* Data shown
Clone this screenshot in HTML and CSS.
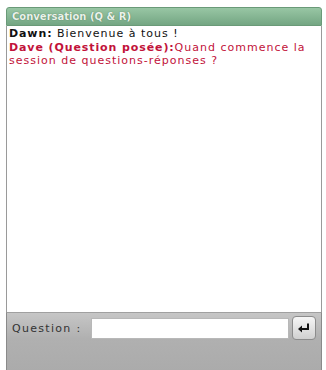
FILE: index.html
```html
<!DOCTYPE html>
<html>
<head>
<meta charset="utf-8">
<link rel="stylesheet" href="styles.css">
</head>
<body>
<div class="panel">
  <div class="header">Conversation (Q &amp; R)</div>
  <div class="log">
    <div class="msg"><b class="who">Dawn:</b> Bienvenue à tous !</div>
    <div class="msg q"><b class="who">Dave (Question posée):</b>Quand commence la session de questions-réponses ?</div>
  </div>
  <div class="footer">
    <div class="row">
      <span class="label">Question :</span>
      <span class="input"></span>
      <span class="send"><svg width="14" height="12" viewBox="0 0 14 12"><path d="M11 1.5V7H3.5" fill="none" stroke="#111" stroke-width="2"/><path d="M1 7L5 3.5V10.5Z" fill="#111"/></svg></span>
    </div>
  </div>
</div>
</body>
</html>
```
FILE: styles.css
```css
html, body { margin: 0; padding: 0; background: #fff; }
body { font-family: "DejaVu Sans", Verdana, sans-serif; font-size: 11px; }
.panel {
  margin: 7px 0 0 6px;
  width: 316px;
  height: 370px;
  display: flex;
  flex-direction: column;
  box-sizing: border-box;
}
.header {
  height: 19px;
  box-sizing: border-box;
  background: linear-gradient(#98c6a4, #74a683);
  border: 1px solid #6a9a78;
  border-radius: 3px 3px 0 0;
  color: #eaf2ea;
  font-weight: bold;
  font-size: 10px;
  line-height: 17px;
  padding-left: 5px;
  text-shadow: 0 0 1px #3f6a4c;
}
.log {
  height: 286px;
  box-sizing: border-box;
  border-left: 1px solid #9a9a9a;
  border-right: 1px solid #9a9a9a;
  padding: 1px 3px 0 2px;
  line-height: 13.5px;
  color: #111;
  letter-spacing: 1px;
}
.msg .who { font-weight: bold; letter-spacing: 0.9px; }
.q { color: #c2123a; }
.footer {
  flex: 1;
  background: linear-gradient(#c6c6c6, #b0b0b0 40%, #aaaaaa);
  border-left: 1px solid #8a8a8a;
  border-right: 1px solid #8a8a8a;
  border-top: 1px solid #a0a0a0;
}
.row {
  display: flex;
  align-items: center;
  padding: 3px 5px 0 5px;
  height: 24px;
}
.label {
  color: #333;
  letter-spacing: 1.3px;
  width: 79px;
}
.input {
  width: 199px;
  height: 21px;
  background: #fff;
  box-sizing: border-box;
  border: 1px solid #b8b8b8;
}
.send {
  margin-left: 3px;
  width: 24px;
  height: 24px;
  box-sizing: border-box;
  border: 1px solid #8c8c8c;
  border-radius: 4px;
  background: linear-gradient(#f6f6f6, #d0d0d0);
  display: flex;
  align-items: center;
  justify-content: center;
}
```
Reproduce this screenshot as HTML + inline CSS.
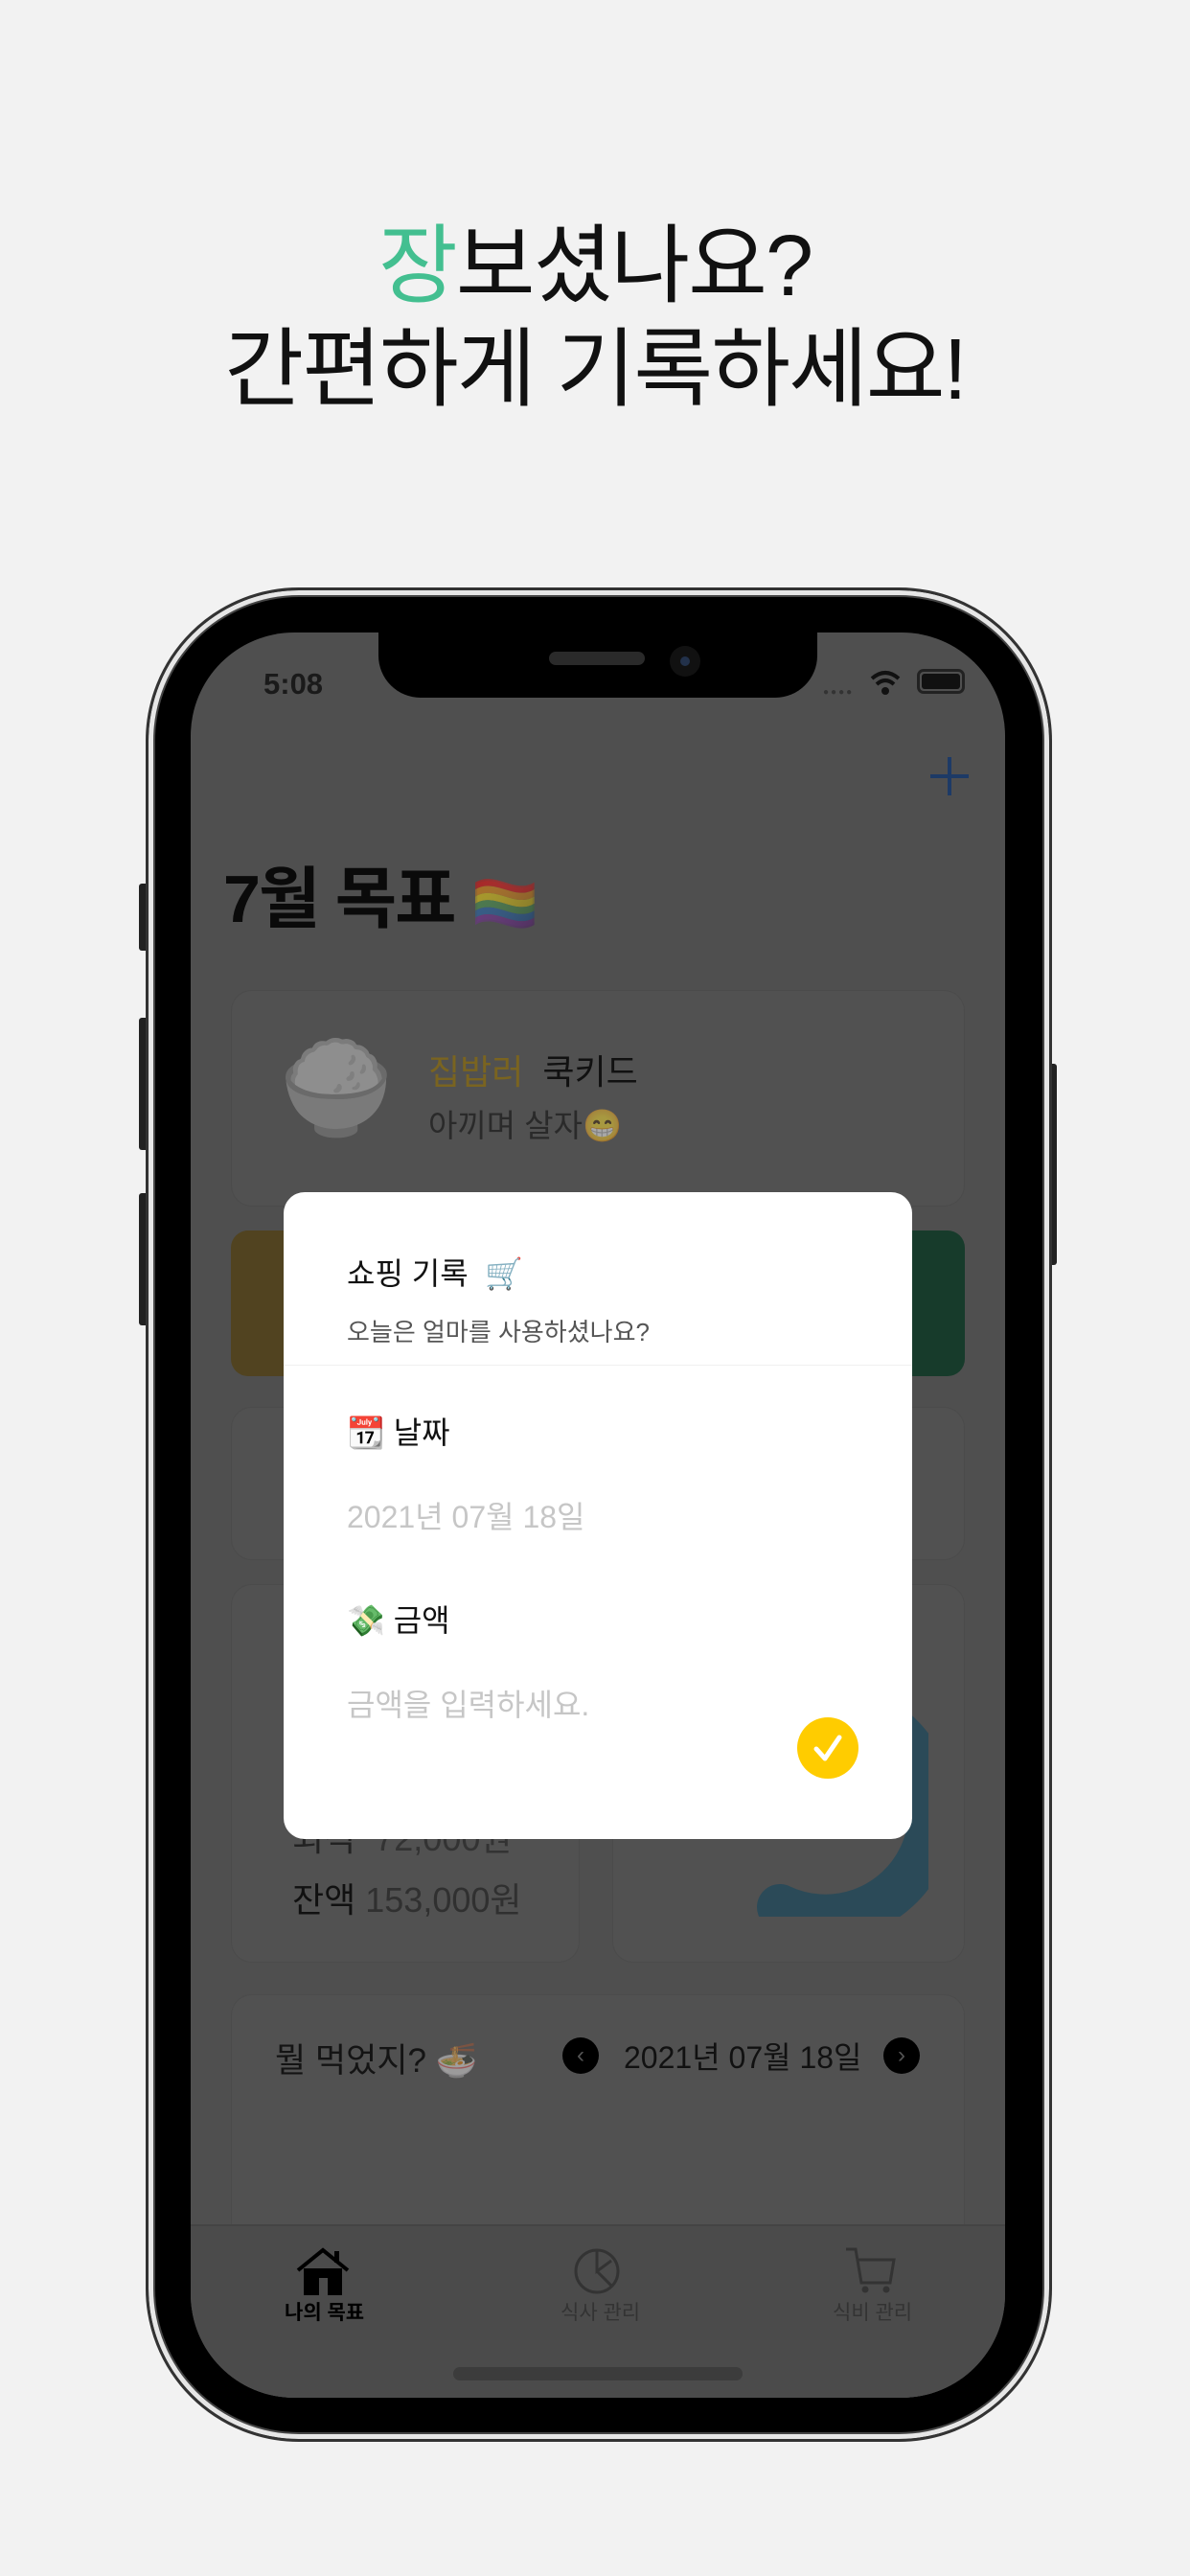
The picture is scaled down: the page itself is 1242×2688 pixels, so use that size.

* Written task
Give back all entries exactly. No pictures belong in the copy.

* Task response
Clone this screenshot in HTML and CSS.
FILE: index.html
```html
<!DOCTYPE html>
<html>
<head>
<meta charset="utf-8">
<link rel="stylesheet" href="styles.css">
</head>
<body>
<div class="panel">
  <div class="header">Conversation (Q &amp; R)</div>
  <div class="log">
    <div class="msg"><b class="who">Dawn:</b> Bienvenue à tous !</div>
    <div class="msg q"><b class="who">Dave (Question posée):</b>Quand commence la session de questions-réponses ?</div>
  </div>
  <div class="footer">
    <div class="row">
      <span class="label">Question :</span>
      <span class="input"></span>
      <span class="send"><svg width="14" height="12" viewBox="0 0 14 12"><path d="M11 1.5V7H3.5" fill="none" stroke="#111" stroke-width="2"/><path d="M1 7L5 3.5V10.5Z" fill="#111"/></svg></span>
    </div>
  </div>
</div>
</body>
</html>
```
FILE: styles.css
```css
html, body { margin: 0; padding: 0; background: #fff; }
body { font-family: "DejaVu Sans", Verdana, sans-serif; font-size: 11px; }
.panel {
  margin: 7px 0 0 6px;
  width: 316px;
  height: 370px;
  display: flex;
  flex-direction: column;
  box-sizing: border-box;
}
.header {
  height: 19px;
  box-sizing: border-box;
  background: linear-gradient(#98c6a4, #74a683);
  border: 1px solid #6a9a78;
  border-radius: 3px 3px 0 0;
  color: #eaf2ea;
  font-weight: bold;
  font-size: 10px;
  line-height: 17px;
  padding-left: 5px;
  text-shadow: 0 0 1px #3f6a4c;
}
.log {
  height: 286px;
  box-sizing: border-box;
  border-left: 1px solid #9a9a9a;
  border-right: 1px solid #9a9a9a;
  padding: 1px 3px 0 2px;
  line-height: 13.5px;
  color: #111;
  letter-spacing: 1px;
}
.msg .who { font-weight: bold; letter-spacing: 0.9px; }
.q { color: #c2123a; }
.footer {
  flex: 1;
  background: linear-gradient(#c6c6c6, #b0b0b0 40%, #aaaaaa);
  border-left: 1px solid #8a8a8a;
  border-right: 1px solid #8a8a8a;
  border-top: 1px solid #a0a0a0;
}
.row {
  display: flex;
  align-items: center;
  padding: 3px 5px 0 5px;
  height: 24px;
}
.label {
  color: #333;
  letter-spacing: 1.3px;
  width: 79px;
}
.input {
  width: 199px;
  height: 21px;
  background: #fff;
  box-sizing: border-box;
  border: 1px solid #b8b8b8;
}
.send {
  margin-left: 3px;
  width: 24px;
  height: 24px;
  box-sizing: border-box;
  border: 1px solid #8c8c8c;
  border-radius: 4px;
  background: linear-gradient(#f6f6f6, #d0d0d0);
  display: flex;
  align-items: center;
  justify-content: center;
}
```
Reproduce this screenshot as HTML + inline CSS.
The picture is scaled down: the page itself is 1242×2688 pixels, so use that size.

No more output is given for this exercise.